For the copy, please give all of the data again exactly and leave the pictures out.

>> Start

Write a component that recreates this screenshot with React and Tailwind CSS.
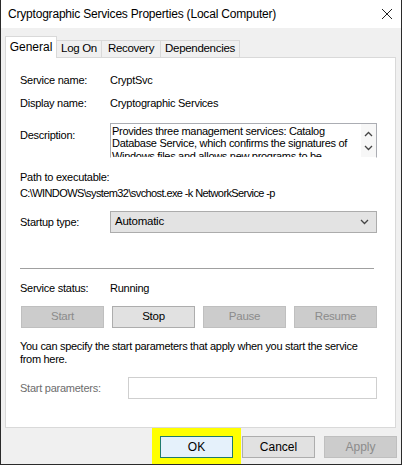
import React, { useState } from 'react';

const tabs = [
  { name: 'General', w: 'w-[52px]' },
  { name: 'Log On', w: 'w-[45px]' },
  { name: 'Recovery', w: 'w-[59px]' },
  { name: 'Dependencies', w: 'w-[79px]' },
];

function Chevron({ up = false, className = '' }) {
  return (
    <svg width="9" height="6" viewBox="0 0 9 6" className={className}>
      <path
        d={up ? 'M1 5 L4.5 1.5 L8 5' : 'M1 1 L4.5 4.5 L8 1'}
        fill="none"
        stroke="#444"
        strokeWidth="1.3"
      />
    </svg>
  );
}

function ServiceButton({ label, disabled }) {
  return (
    <button
      className={`h-[22px] border text-[11.5px] ${
        disabled
          ? 'bg-[#cccccc] border-[#bfbfbf] text-[#8b8b8b]'
          : 'bg-[#e1e1e1] border-[#adadad] text-black'
      }`}
    >
      {label}
    </button>
  );
}

export default function App() {
  const [tab, setTab] = useState('General');

  return (
    <div className="w-[402px] h-[465px] flex flex-col bg-[#f0f0f0] border-x border-b border-[#2a2a2a] font-['Liberation_Sans',Arial,sans-serif] text-[11px] text-black overflow-hidden select-none">
      {/* title bar */}
      <div className="h-[28px] shrink-0 bg-white flex items-center justify-between pl-[7px] pr-[8px]">
        <span className="text-[12px] tracking-[-0.2px]">Cryptographic Services Properties (Local Computer)</span>
        <svg width="12" height="12" viewBox="0 0 12 12">
          <path d="M1 1 L11 11 M11 1 L1 11" stroke="#222" strokeWidth="1" />
        </svg>
      </div>

      {/* tabs */}
      <div className="mt-[8px] h-[21px] ml-[4px] flex items-end relative z-10">
        {tabs.map(t =>
          t.name === tab ? (
            <div
              key={t.name}
              className={`${t.w} h-[22px] -mb-px bg-white border-x border-t border-[#d9d9d9] flex items-center justify-center text-[12px] pb-[2px]`}
            >
              {t.name}
            </div>
          ) : (
            <button
              key={t.name}
              onClick={() => setTab(t.name)}
              className={`${t.w} h-[17px] bg-[#f0f0f0] border-t border-r border-[#d9d9d9] flex items-center justify-center text-[11.5px] tracking-[-0.3px]`}
            >
              {t.name}
            </button>
          )
        )}
      </div>

      {/* general page */}
      <div className="h-[371px] shrink-0 ml-[4px] mr-[5px] bg-white border border-[#d9d9d9] pl-[14px] pr-[18px] pt-[14px] flex flex-col tracking-[-0.25px]">
        <div className="flex leading-[16px]">
          <span className="w-[90px]">Service name:</span>
          <span>CryptSvc</span>
        </div>
        <div className="flex leading-[16px] mt-[7px]">
          <span className="w-[90px]">Display name:</span>
          <span>Cryptographic Services</span>
        </div>

        <div className="flex mt-[12px]">
          <span className="w-[90px] leading-[16px] mt-[4px]">Description:</span>
          <div className="flex-1 h-[35px] border border-[#abadb3] border-b-transparent flex overflow-hidden">
            <p className="flex-1 leading-[12.5px] pt-[0.5px] pl-px tracking-[-0.3px]">
              Provides three management services: Catalog Database Service, which confirms the signatures of Windows files and allows new programs to be installed.
            </p>
            <div className="w-[15px] shrink-0 bg-[#f7f7f7] flex flex-col items-center pt-[7px] gap-[8px]">
              <Chevron up />
              <Chevron />
            </div>
          </div>
        </div>

        <div className="mt-[11px] leading-[16px]">Path to executable:</div>
        <div className="leading-[16px] tracking-[-0.6px]">C:\WINDOWS\system32\svchost.exe -k NetworkService -p</div>

        <div className="flex items-center mt-[10px]">
          <span className="w-[90px]">Startup type:</span>
          <div className="flex-1 h-[22px] bg-[#e3e3e3] border border-[#acacac] flex items-center justify-between pl-[4px] pr-[7px]">
            <span className="text-[11.5px]">Automatic</span>
            <Chevron />
          </div>
        </div>

        <div className="mt-[35px] h-px bg-[#a0a0a0] mr-[3px]" />

        <div className="flex leading-[16px] mt-[11px]">
          <span className="w-[90px]">Service status:</span>
          <span>Running</span>
        </div>

        <div className="grid grid-cols-4 gap-[8px] mt-[10px] ml-px">
          <ServiceButton label="Start" disabled />
          <ServiceButton label="Stop" />
          <ServiceButton label="Pause" disabled />
          <ServiceButton label="Resume" disabled />
        </div>

        <p className="mt-[12px] leading-[13px] tracking-[-0.3px]">
          You can specify the start parameters that apply when you start the service from here.
        </p>

        <div className="flex items-center mt-[11px]">
          <span className="w-[108px] text-[#6d6d6d]">Start parameters:</span>
          <input
            disabled
            className="flex-1 h-[22px] border border-[#cfcfcf] bg-white outline-none"
          />
        </div>
      </div>

      {/* dialog buttons */}
      <div className="h-[36px] shrink-0 flex justify-end items-start pr-[4px]">
        <div className="h-full bg-[#ffff00] px-[8px] pt-[8px]">
          <button className="w-[73px] h-[22px] bg-[#e5f1fb] border border-[#1f7a6e] text-[12px]">OK</button>
        </div>
        <button className="ml-px mt-[8px] w-[73px] h-[22px] bg-[#e1e1e1] border border-[#adadad] text-[12px]">
          Cancel
        </button>
        <button className="ml-[9px] mt-[8px] w-[73px] h-[22px] bg-[#cccccc] border border-[#bfbfbf] text-[#8b8b8b] text-[12px]">
          Apply
        </button>
      </div>
    </div>
  );
}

>> End

● **ANSWER TO THE EXERCISE**:
Write a component that recreates this screenshot with React and Tailwind CSS.
import React, { useState } from 'react';

const tabs = [
  { name: 'General', w: 'w-[52px]' },
  { name: 'Log On', w: 'w-[45px]' },
  { name: 'Recovery', w: 'w-[59px]' },
  { name: 'Dependencies', w: 'w-[79px]' },
];

function Chevron({ up = false, className = '' }) {
  return (
    <svg width="9" height="6" viewBox="0 0 9 6" className={className}>
      <path
        d={up ? 'M1 5 L4.5 1.5 L8 5' : 'M1 1 L4.5 4.5 L8 1'}
        fill="none"
        stroke="#444"
        strokeWidth="1.3"
      />
    </svg>
  );
}

function ServiceButton({ label, disabled }) {
  return (
    <button
      className={`h-[22px] border text-[11.5px] ${
        disabled
          ? 'bg-[#cccccc] border-[#bfbfbf] text-[#8b8b8b]'
          : 'bg-[#e1e1e1] border-[#adadad] text-black'
      }`}
    >
      {label}
    </button>
  );
}

export default function App() {
  const [tab, setTab] = useState('General');

  return (
    <div className="w-[402px] h-[465px] flex flex-col bg-[#f0f0f0] border-x border-b border-[#2a2a2a] font-['Liberation_Sans',Arial,sans-serif] text-[11px] text-black overflow-hidden select-none">
      {/* title bar */}
      <div className="h-[28px] shrink-0 bg-white flex items-center justify-between pl-[7px] pr-[8px]">
        <span className="text-[12px] tracking-[-0.2px]">Cryptographic Services Properties (Local Computer)</span>
        <svg width="12" height="12" viewBox="0 0 12 12">
          <path d="M1 1 L11 11 M11 1 L1 11" stroke="#222" strokeWidth="1" />
        </svg>
      </div>

      {/* tabs */}
      <div className="mt-[8px] h-[21px] ml-[4px] flex items-end relative z-10">
        {tabs.map(t =>
          t.name === tab ? (
            <div
              key={t.name}
              className={`${t.w} h-[22px] -mb-px bg-white border-x border-t border-[#d9d9d9] flex items-center justify-center text-[12px] pb-[2px]`}
            >
              {t.name}
            </div>
          ) : (
            <button
              key={t.name}
              onClick={() => setTab(t.name)}
              className={`${t.w} h-[17px] bg-[#f0f0f0] border-t border-r border-[#d9d9d9] flex items-center justify-center text-[11.5px] tracking-[-0.3px]`}
            >
              {t.name}
            </button>
          )
        )}
      </div>

      {/* general page */}
      <div className="h-[371px] shrink-0 ml-[4px] mr-[5px] bg-white border border-[#d9d9d9] pl-[14px] pr-[18px] pt-[14px] flex flex-col tracking-[-0.25px]">
        <div className="flex leading-[16px]">
          <span className="w-[90px]">Service name:</span>
          <span>CryptSvc</span>
        </div>
        <div className="flex leading-[16px] mt-[7px]">
          <span className="w-[90px]">Display name:</span>
          <span>Cryptographic Services</span>
        </div>

        <div className="flex mt-[12px]">
          <span className="w-[90px] leading-[16px] mt-[4px]">Description:</span>
          <div className="flex-1 h-[35px] border border-[#abadb3] border-b-transparent flex overflow-hidden">
            <p className="flex-1 leading-[12.5px] pt-[0.5px] pl-px tracking-[-0.3px]">
              Provides three management services: Catalog Database Service, which confirms the signatures of Windows files and allows new programs to be installed.
            </p>
            <div className="w-[15px] shrink-0 bg-[#f7f7f7] flex flex-col items-center pt-[7px] gap-[8px]">
              <Chevron up />
              <Chevron />
            </div>
          </div>
        </div>

        <div className="mt-[11px] leading-[16px]">Path to executable:</div>
        <div className="leading-[16px] tracking-[-0.6px]">C:\WINDOWS\system32\svchost.exe -k NetworkService -p</div>

        <div className="flex items-center mt-[10px]">
          <span className="w-[90px]">Startup type:</span>
          <div className="flex-1 h-[22px] bg-[#e3e3e3] border border-[#acacac] flex items-center justify-between pl-[4px] pr-[7px]">
            <span className="text-[11.5px]">Automatic</span>
            <Chevron />
          </div>
        </div>

        <div className="mt-[35px] h-px bg-[#a0a0a0] mr-[3px]" />

        <div className="flex leading-[16px] mt-[11px]">
          <span className="w-[90px]">Service status:</span>
          <span>Running</span>
        </div>

        <div className="grid grid-cols-4 gap-[8px] mt-[10px] ml-px">
          <ServiceButton label="Start" disabled />
          <ServiceButton label="Stop" />
          <ServiceButton label="Pause" disabled />
          <ServiceButton label="Resume" disabled />
        </div>

        <p className="mt-[12px] leading-[13px] tracking-[-0.3px]">
          You can specify the start parameters that apply when you start the service from here.
        </p>

        <div className="flex items-center mt-[11px]">
          <span className="w-[108px] text-[#6d6d6d]">Start parameters:</span>
          <input
            disabled
            className="flex-1 h-[22px] border border-[#cfcfcf] bg-white outline-none"
          />
        </div>
      </div>

      {/* dialog buttons */}
      <div className="h-[36px] shrink-0 flex justify-end items-start pr-[4px]">
        <div className="h-full bg-[#ffff00] px-[8px] pt-[8px]">
          <button className="w-[73px] h-[22px] bg-[#e5f1fb] border border-[#1f7a6e] text-[12px]">OK</button>
        </div>
        <button className="ml-px mt-[8px] w-[73px] h-[22px] bg-[#e1e1e1] border border-[#adadad] text-[12px]">
          Cancel
        </button>
        <button className="ml-[9px] mt-[8px] w-[73px] h-[22px] bg-[#cccccc] border border-[#bfbfbf] text-[#8b8b8b] text-[12px]">
          Apply
        </button>
      </div>
    </div>
  );
}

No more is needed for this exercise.